Sure enough, on Dec. 15 on the dot, recorders' offices in the six tiny North Dakota towns received the paperwork that sold all 5,000-plus acres from High Plains Acres to another outfit called Glacial Ridge LLP.
Glacial Ridge, formed just days earlier, is managed by the same Scott Bradford and his wife, Lyn Bradford, according to state filings. They paid more than $12 million for the farm land – roughly $2,300 per acre.
Cropland in East Central North Dakota, where Bessent owned parcels, increased from an average of $1,981 per acre in 2018 to $3,413 per acre in 2025, according to a review by Agweek. This means his business partner got a bargain.
Bradford is Bessent’s longtime friend and former roommate at Yale University. Bessent is a 1984 graduate of the school. According to archived databases, Bradford played forward on the Yale hockey team between 1981 and 1985. The school confirmed he graduated in 1985 with degrees in political science and economics.
Bradford, when reached on the phone by a reporter, hung up without answering questions.
Bessent's office confirmed the secretary signed the required ethics documents and divested all the property in question.

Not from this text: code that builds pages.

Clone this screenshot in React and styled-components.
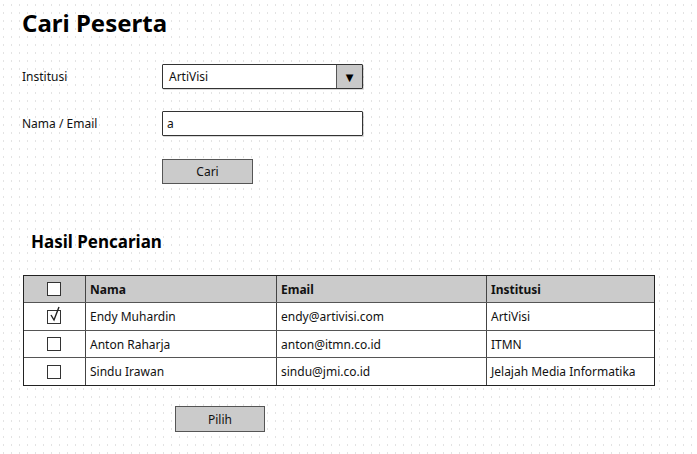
import styled, { createGlobalStyle } from 'styled-components';

const GlobalStyle = createGlobalStyle`
  html, body {
    margin: 0;
    padding: 0;
  }
  body {
    width: 697px;
    height: 454px;
    overflow: hidden;
    font-family: "Noto Sans", "DejaVu Sans", sans-serif;
    color: #111;
    background-color: #e3e3e3;
    background-image:
      linear-gradient(90deg, #fff 7px, transparent 7px),
      linear-gradient(#fff 6px, transparent 6px);
    background-size: 8px 8px;
    background-position: -4px -2px;
  }
`;

const Page = styled.div`
  padding: 8px 0 0 22px;
`;

const Title = styled.h1`
  margin: 0;
  font-size: 24px;
  line-height: 30px;
  font-weight: 700;
  color: #000;
`;

const Form = styled.div`
  margin-top: 26px;
  display: grid;
  grid-template-columns: 140px 201px;
  grid-auto-rows: 25px;
  row-gap: 22px;
  align-items: center;
`;

const Label = styled.div`
  font-size: 12px;
`;

const Field = styled.div`
  height: 25px;
  box-sizing: border-box;
  border: 1.5px solid #333;
  border-radius: 1px;
  background: #fff;
  display: flex;
  align-items: center;
  font-size: 12px;
  box-shadow: 1px 1px 0 rgba(0, 0, 0, 0.15);
`;

const FieldText = styled.span`
  flex: 1;
  padding-left: ${(p) => p.$pad || 4}px;
`;

const Arrow = styled.div`
  width: 25px;
  align-self: stretch;
  background: #c9c9c9;
  border-left: 1.5px solid #555;
  display: flex;
  align-items: center;
  justify-content: center;
  font-size: 10px;
  color: #000;
`;

const Button = styled.div`
  width: ${(p) => p.$w || 91}px;
  height: ${(p) => p.$h || 25}px;
  box-sizing: border-box;
  border: 1.5px solid #555;
  background: #cbcbcb;
  display: flex;
  align-items: center;
  justify-content: center;
  font-size: 12px;
  color: #111;
  margin-top: ${(p) => p.$top || 0}px;
  margin-left: ${(p) => p.$left || 0}px;
  align-self: start;
`;

const Heading = styled.h2`
  margin: 47px 0 0 9px;
  font-size: 17px;
  line-height: 24px;
  font-weight: 700;
  color: #000;
`;

const Table = styled.div`
  margin: 21px 0 0 1px;
  width: 632px;
  box-sizing: border-box;
  border: 1.5px solid #222;
  background: #fff;
`;

const Row = styled.div`
  display: grid;
  grid-template-columns: 61px 191px 210px 1fr;
  height: ${(p) => p.$h || 27}px;
  background: ${(p) => (p.$head ? '#cbcbcb' : '#fff')};
  border-top: ${(p) => (p.$first ? 'none' : '1.5px solid #555')};
  font-size: 12px;
  font-weight: ${(p) => (p.$head ? 700 : 400)};
`;

const Cell = styled.div`
  display: flex;
  align-items: center;
  padding-left: 4px;
  border-left: ${(p) => (p.$first ? 'none' : '1.5px solid #444')};
  justify-content: ${(p) => (p.$center ? 'center' : 'flex-start')};
  white-space: nowrap;
  overflow: hidden;
`;

const Box = styled.div`
  position: relative;
  width: 14px;
  height: 14px;
  box-sizing: border-box;
  border: 1.5px solid #333;
  background: #fff;
  margin-left: -5px;

  svg {
    position: absolute;
    left: 1px;
    top: -5px;
  }
`;

function Checkbox({ checked }) {
  return (
    <Box>
      {checked && (
        <svg width="13" height="16" viewBox="0 0 13 16">
          <path d="M2 9 L5 14 L10 1" fill="none" stroke="#222" strokeWidth="1.4" />
        </svg>
      )}
    </Box>
  );
}

const rows = [
  { checked: true, nama: 'Endy Muhardin', email: 'endy@artivisi.com', inst: 'ArtiVisi', h: 27 },
  { checked: false, nama: 'Anton Raharja', email: 'anton@itmn.co.id', inst: 'ITMN', h: 26 },
  { checked: false, nama: 'Sindu Irawan', email: 'sindu@jmi.co.id', inst: 'Jelajah Media Informatika', h: 27 },
];

export default function App() {
  return (
    <Page>
      <GlobalStyle />
      <Title>Cari Peserta</Title>
      <Form>
        <Label>Institusi</Label>
        <Field>
          <FieldText $pad={6}>ArtiVisi</FieldText>
          <Arrow>▼</Arrow>
        </Field>
        <Label>Nama / Email</Label>
        <Field>
          <FieldText>a</FieldText>
        </Field>
        <div />
        <Button $top={1}>Cari</Button>
      </Form>
      <Heading>Hasil Pencarian</Heading>
      <Table>
        <Row $head $first $h={26}>
          <Cell $first $center>
            <Checkbox />
          </Cell>
          <Cell>Nama</Cell>
          <Cell>Email</Cell>
          <Cell>Institusi</Cell>
        </Row>
        {rows.map((r) => (
          <Row key={r.nama} $h={r.h}>
            <Cell $first $center>
              <Checkbox checked={r.checked} />
            </Cell>
            <Cell>{r.nama}</Cell>
            <Cell>{r.email}</Cell>
            <Cell>{r.inst}</Cell>
          </Row>
        ))}
      </Table>
      <Button $left={153} $w={90} $h={26} $top={20}>
        Pilih
      </Button>
    </Page>
  );
}
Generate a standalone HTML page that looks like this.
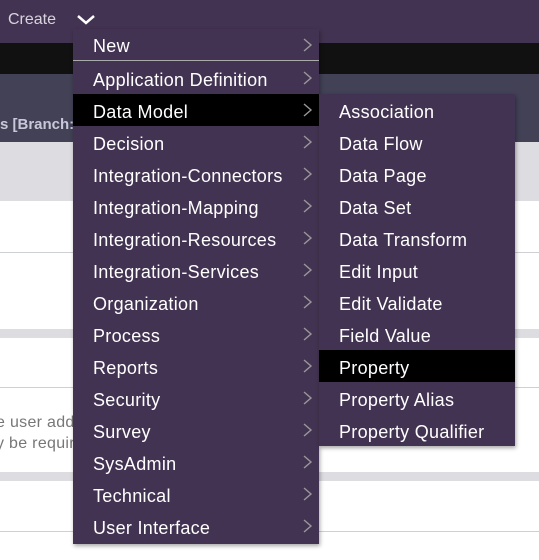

His spokesmen declined to answer questions about which family members helped harvest the soybeans or his relationship with the Bradfords. Freeman, Bessent's husband, did not respond to emails seeking comment.
At Yale, Bessent missed out on the editor job at the Yale Daily News, the student newspaper. He told an alumni magazine it was a turning point as he switched from an aspiring journalist to thoughts of becoming a money manager.
The publisher of the student paper at the time, coincidentally, was Steven Mnuchin, Trump’s first Treasury Secretary from 2017 to 2021.